I guess more than 75% of all developers are programming in these languages. It also important to say that there are attempts to introduce a basic form of “automatic” memory management in C++ as well. Although auto_ptr, shared_ptr, unique_ptr have limitations they are a step in the right direction.

You probably heard that GC is slow. I think there are two aspects of that statement:

  • for the most common LOB applications GC is not slower than manual memory management
  • for real-time applications GC is indeed slower than well crafted manual memory management

However most of us are not working on real-time applications. Also not everyone is capable of writing high performance code, this is indeed hard to do. There are good news though. With the advent of the research in GC theory there are signs that GC will become even faster the current state-of-the-art manual memory management. I am pretty sure that in the future no one will pay for a real-time software with manual memory management; it will be too risky.

GC anatomy

Every GC is composed of the following two components:

  • mutator
  • collector

The mutator is responsible for the memory allocation. It is called so because it mutates the object graph during the program execution. For example in the following pseudo-code:

string firstname = "Chris";
Person person = new Person();
person.Firstname = name;

the mutator is responsible for allocating the memory on the heap and updating the object graph by updating the field Firstname to reference the object firstname (we say that firstname is reachable from person through the field Firstname). It is important to say that these reference fields may be part from objects on the heap (as in our scenario from person object) but also may be contained in other object known as roots. The roots may be thread stacks, static variables, GC handles and so on. As a result from the mutator’s work any object can become unreachable from the roots (we say that such object becomes a garbage).
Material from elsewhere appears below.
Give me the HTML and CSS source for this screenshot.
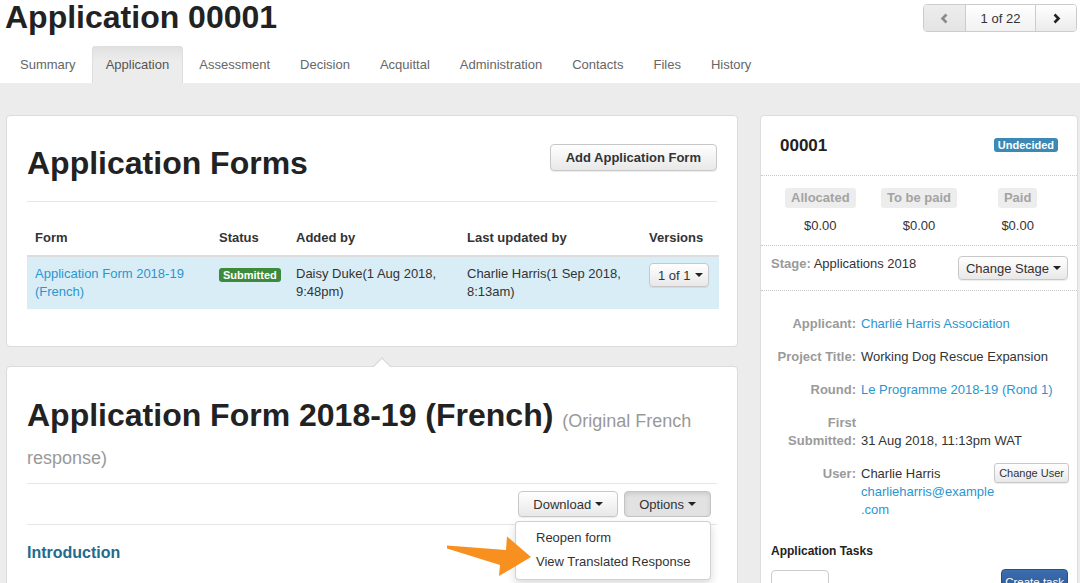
FILE: index.html
```html
<!DOCTYPE html>
<html lang="en">
<head>
<meta charset="utf-8">
<title>Application 00001</title>
<link rel="stylesheet" href="styles.css">
</head>
<body>
<header class="top">
  <div class="title-row">
    <h1 class="page-title">Application 00001</h1>
    <div class="pager">
      <span class="pg-btn pg-prev"><svg width="9" height="11" viewBox="0 0 9 11"><polyline points="6.5,1.5 2.5,5.5 6.5,9.5" fill="none" stroke="#8a8a8a" stroke-width="2.6"/></svg></span>
      <span class="pg-btn pg-mid">1 of 22</span>
      <span class="pg-btn pg-next"><svg width="9" height="11" viewBox="0 0 9 11"><polyline points="2.5,1.5 6.5,5.5 2.5,9.5" fill="none" stroke="#222" stroke-width="2.6"/></svg></span>
    </div>
  </div>
  <nav class="tabs">
    <a class="tab">Summary</a>
    <a class="tab active">Application</a>
    <a class="tab">Assessment</a>
    <a class="tab">Decision</a>
    <a class="tab">Acquittal</a>
    <a class="tab">Administration</a>
    <a class="tab">Contacts</a>
    <a class="tab">Files</a>
    <a class="tab">History</a>
  </nav>
</header>

<main class="main">
  <div class="col-left">
    <section class="card forms-card">
      <div class="card-head">
        <h2 class="big-title">Application Forms</h2>
        <button class="btn btn-bold">Add Application Form</button>
      </div>
      <table class="forms-table">
        <colgroup>
          <col class="w-form"><col class="w-status"><col class="w-added"><col class="w-updated"><col class="w-versions">
        </colgroup>
        <thead>
          <tr><th>Form</th><th>Status</th><th>Added by</th><th>Last updated by</th><th>Versions</th></tr>
        </thead>
        <tbody>
          <tr class="row-info">
            <td><a class="link">Application Form 2018-19 (French)</a></td>
            <td><span class="badge badge-green">Submitted</span></td>
            <td>Daisy Duke(1 Aug 2018, 9:48pm)</td>
            <td>Charlie Harris(1 Sep 2018, 8:13am)</td>
            <td><button class="btn btn-ver">1 of 1 <span class="caret"></span></button></td>
          </tr>
        </tbody>
      </table>
    </section>

    <section class="card form-card">
      <h2 class="big-title form-title">Application Form 2018-19 (French) <small class="sub">(Original French response)</small></h2>
      <div class="actions">
        <button class="btn">Download <span class="caret"></span></button>
        <div class="dropdown">
          <button class="btn btn-active">Options <span class="caret"></span></button>
          <ul class="menu">
            <li>Reopen form</li>
            <li>View Translated Response</li>
          </ul>
        </div>
      </div>
      <h3 class="section-title">Introduction</h3>
      <svg class="arrow" width="100" height="50" viewBox="440 530 100 50">
        <polygon points="447,545.5 506,550 507,536.5 531,557 499,576 500,565 447,548.5" fill="#f7901e"/>
      </svg>
    </section>
  </div>

  <aside class="card side">
    <div class="side-head">
      <span class="app-no">00001</span>
      <span class="badge badge-blue">Undecided</span>
    </div>
    <div class="stats">
      <div class="stat"><span class="stat-label">Allocated</span><span class="stat-val">$0.00</span></div>
      <div class="stat"><span class="stat-label">To be paid</span><span class="stat-val">$0.00</span></div>
      <div class="stat"><span class="stat-label">Paid</span><span class="stat-val">$0.00</span></div>
    </div>
    <div class="stage">
      <div class="stage-text"><span class="muted-b">Stage:</span> Applications 2018</div>
      <button class="btn btn-sm">Change Stage <span class="caret"></span></button>
    </div>
    <dl class="details">
      <div class="drow"><dt>Applicant:</dt><dd><a class="link">Charlié Harris Association</a></dd></div>
      <div class="drow"><dt>Project Title:</dt><dd>Working Dog Rescue Expansion</dd></div>
      <div class="drow"><dt>Round:</dt><dd><a class="link">Le Programme 2018-19 (Rond 1)</a></dd></div>
      <div class="drow drow-low"><dt>First Submitted:</dt><dd>31 Aug 2018, 11:13pm WAT</dd></div>
      <div class="drow"><dt>User:</dt>
        <dd class="user-dd">
          <div class="user-text">Charlie Harris<br><a class="link">charlieharris@example<wbr>.com</a></div>
          <button class="btn btn-xs">Change User</button>
        </dd>
      </div>
    </dl>
    <h4 class="tasks-title">Application Tasks</h4>
    <div class="tasks-row">
      <span class="task-input"></span>
      <button class="btn btn-primary">Create task</button>
    </div>
  </aside>
</main>
</body>
</html>
```

FILE: styles.css
```css
* { box-sizing: border-box; }

body {
  margin: 0;
  font-family: "Liberation Sans", Arial, sans-serif;
  font-size: 13px;
  color: #333;
  background: #ececec;
  overflow: hidden;
}

/* ---------- header ---------- */
.top {
  background: #fff;
}
.title-row {
  height: 46px;
  display: flex;
  justify-content: space-between;
  align-items: flex-start;
}
.page-title {
  margin: 0;
  padding-left: 5px;
  font-size: 32px;
  line-height: 35px;
  font-weight: bold;
  color: #222;
}
.pager {
  margin: 4px 3px 0 0;
  display: flex;
  height: 28px;
  border: 1px solid #ccc;
  border-radius: 4px;
  overflow: hidden;
}
.pg-btn {
  display: flex;
  align-items: center;
  justify-content: center;
  height: 100%;
}
.pg-prev {
  width: 42px;
  background: linear-gradient(#ededed, #e4e4e4);
  border-right: 1px solid #ccc;
}
.pg-mid {
  width: 70px;
  background: linear-gradient(#fff, #f1f1f1);
  border-right: 1px solid #ccc;
  color: #333;
}
.pg-next {
  width: 40px;
  background: linear-gradient(#fff, #ebebeb);
}

.tabs {
  display: flex;
  height: 37px;
  padding-left: 6px;
}
.tab {
  display: block;
  padding: 0 14px;
  margin-right: 2px;
  line-height: 37px;
  color: #666;
  border-radius: 4px 4px 0 0;
}
.tab.active {
  color: #555;
  background: linear-gradient(#e0e0e0, #ececec 40%);
  box-shadow: inset 1px 1px 0 #dedede, inset -1px 0 0 #dedede;
}

/* ---------- layout ---------- */
.main {
  display: flex;
  gap: 22px;
  padding: 32px 2px 0 6px;
  align-items: flex-start;
}
.col-left {
  width: 732px;
  display: flex;
  flex-direction: column;
  gap: 19px;
}
.card {
  background: #fff;
  border: 1px solid #dcdcdc;
  border-radius: 4px;
}

/* ---------- buttons ---------- */
.btn {
  font-family: "Liberation Sans", Arial, sans-serif;
  font-size: 13px;
  color: #333;
  height: 26px;
  padding: 0 14px;
  display: inline-flex;
  align-items: center;
  background: linear-gradient(#fff, #e8e8e8);
  border: 1px solid #c8c8c8;
  border-radius: 4px;
  box-shadow: 0 1px 1px rgba(0,0,0,.075);
  white-space: nowrap;
  cursor: pointer;
}
.btn-bold { font-weight: bold; height: 27px; padding: 0 15px; }
.btn-active {
  background: #e2e2e2;
  box-shadow: inset 0 2px 4px rgba(0,0,0,.1);
  border-color: #c4c4c4;
}
.btn-ver { height: 24px; padding: 0 5px 0 8px; }
.btn-sm { height: 24px; padding: 0 6px 0 7px; }
.btn-xs { height: 20px; padding: 0 4px; font-size: 11px; border-radius: 3px; }
.btn-primary {
  color: #fff;
  font-size: 11.5px;
  height: 26px;
  padding: 0 3px;
  background: linear-gradient(#3b6eb0, #2a5591);
  border-color: #284f86;
}
.caret {
  display: inline-block;
  width: 0;
  height: 0;
  margin-left: 4px;
  border-top: 4px solid #222;
  border-left: 4px solid transparent;
  border-right: 4px solid transparent;
}

.link { color: #2a96cf; text-decoration: none; }

.badge {
  display: inline-block;
  font-size: 11px;
  font-weight: bold;
  color: #fff;
  line-height: 14px;
  padding: 0 4px;
  border-radius: 3px;
}
.badge-green { background: #3d8a3d; }
.badge-blue { background: #3b89b4; }

/* ---------- forms card ---------- */
.forms-card { padding: 29px 20px 37px; }
.card-head {
  display: flex;
  justify-content: space-between;
  align-items: flex-start;
  padding-bottom: 19px;
  border-bottom: 1px solid #e6e6e6;
}
.big-title {
  margin: 0;
  font-size: 32px;
  line-height: 37px;
  font-weight: bold;
  color: #222;
}
.card-head .btn { margin-top: -1px; }

.forms-table {
  margin-top: 19px;
  width: 100%;
  border-collapse: collapse;
  table-layout: fixed;
}
.w-form { width: 184px; }
.w-status { width: 77px; }
.w-added { width: 171px; }
.w-updated { width: 182px; }
.w-versions { width: 78px; }
.forms-table th {
  text-align: left;
  font-weight: bold;
  padding: 8px;
  line-height: 18px;
  border-bottom: 2px solid #ddd;
  color: #333;
}
.forms-table td {
  padding: 8px;
  line-height: 18px;
  vertical-align: top;
}
.forms-table td .badge { margin-top: 3px; }
.forms-table td .btn-ver { margin-top: -2px; }
.row-info td { background: #d9edf7; }

/* ---------- form card ---------- */
.form-card {
  position: relative;
  padding: 30px 20px 200px;
}
.form-card::before,
.form-card::after {
  content: "";
  position: absolute;
  width: 0;
  height: 0;
}
.form-card::before {
  top: -10px;
  left: 366px;
  border-bottom: 9px solid #dcdcdc;
  border-left: 9px solid transparent;
  border-right: 9px solid transparent;
}
.form-card::after {
  top: -8px;
  left: 367px;
  border-bottom: 8px solid #fff;
  border-left: 8px solid transparent;
  border-right: 8px solid transparent;
}
.form-title {
  padding-bottom: 12px;
  border-bottom: 1px solid #e6e6e6;
}
.sub {
  font-size: 18px;
  line-height: 1;
  font-weight: normal;
  color: #999;
  position: relative;
  top: 1px;
}
.actions {
  display: flex;
  justify-content: flex-end;
  gap: 6px;
  padding: 7px 6px 7px 0;
  border-bottom: 1px solid #e6e6e6;
}
.dropdown { position: relative; }
.menu {
  position: absolute;
  top: 30px;
  right: 0;
  width: 196px;
  margin: 0;
  padding: 4px 0 5px;
  list-style: none;
  background: #fff;
  border: 1px solid rgba(0,0,0,.18);
  border-radius: 4px;
  box-shadow: 0 4px 10px rgba(0,0,0,.15);
  z-index: 2;
}
.menu li {
  padding: 3px 20px;
  line-height: 18px;
  color: #333;
  white-space: nowrap;
}
.section-title {
  margin: 18px 0 0;
  font-size: 16px;
  line-height: 20px;
  font-weight: bold;
  color: #226b8d;
}
.arrow {
  position: absolute;
  left: 433px;
  top: 163px;
  z-index: 3;
}

/* ---------- sidebar ---------- */
.side {
  width: 318px;
  padding-bottom: 40px;
}
.side-head {
  height: 60px;
  display: flex;
  justify-content: space-between;
  align-items: center;
  padding: 0 19px 0 19px;
  border-bottom: 1px dotted #c8c8c8;
}
.app-no {
  font-size: 17px;
  font-weight: bold;
  color: #222;
}
.side-head .badge { margin-top: -2px; }
.stats {
  display: grid;
  grid-template-columns: 1fr 1fr 1fr;
  padding: 12px 10px 10px;
  border-bottom: 1px dotted #c8c8c8;
}
.stat {
  display: flex;
  flex-direction: column;
  align-items: center;
}
.stat-label {
  height: 20px;
  line-height: 20px;
  padding: 0 6px;
  background: #ededed;
  border-radius: 3px;
  font-weight: bold;
  color: #a3a3a3;
  margin-bottom: 9px;
}
.stat-val { line-height: 18px; }
.stage {
  display: flex;
  justify-content: space-between;
  align-items: flex-start;
  padding: 10px 9px 10px 10px;
  border-bottom: 1px dotted #c8c8c8;
}
.stage-text { line-height: 18px; margin-top: -1px; }
.muted-b { font-weight: bold; color: #9a9a9a; }

.details {
  margin: 0;
  padding: 24px 9px 0 10px;
}
.drow {
  display: grid;
  grid-template-columns: 85px 1fr;
  column-gap: 5px;
  margin-bottom: 15px;
  line-height: 18px;
}
.drow dt {
  text-align: right;
  font-weight: bold;
  color: #9a9a9a;
}
.drow dd { margin: 0; }
.drow-low dd { align-self: end; }
.user-dd {
  display: flex;
  justify-content: space-between;
  align-items: flex-start;
}
.user-text { flex: 1; min-width: 0; }
.user-dd .btn { flex: none; margin-top: -2px; }

.tasks-title {
  margin: 23px 10px 0;
  font-size: 12px;
  line-height: 18px;
  font-weight: bold;
  color: #222;
}
.tasks-row {
  display: flex;
  justify-content: space-between;
  align-items: flex-start;
  padding: 9px 9px 0 10px;
}
.task-input {
  display: block;
  width: 58px;
  height: 28px;
  margin-top: 1px;
  border: 1px solid #ccc;
  border-radius: 4px;
  background: #fff;
}
```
This is where the second component comes.

The collector is responsible for the garbage collection of all unreachable objects and reclaim of their memory.

Let’s have a look at the roots. They are called roots because they are accessible directly, that is they are accessible to the mutator without going thought other objects. We denote the set of all roots objects as Roots.

Now let’s look at the objects allocated on the heap. We can denote this set as Objects. Each object O can be distinguished by its address. For simplification let’s assume that object fields can be only references to other objects. In really most of the object fields are primitive types (like bool, char, int, etc.) but these fields are not important for the object graph connectivity. It doesn’t matter if an int field has value 5 or 10. So for now let’s assume that objects have reference fields only. Let’s denote with |O| the number of the reference fields for the object O and with &O[i] denote the address of the i-th field of O. We write the usual pointer dereference for ptr as *ptr.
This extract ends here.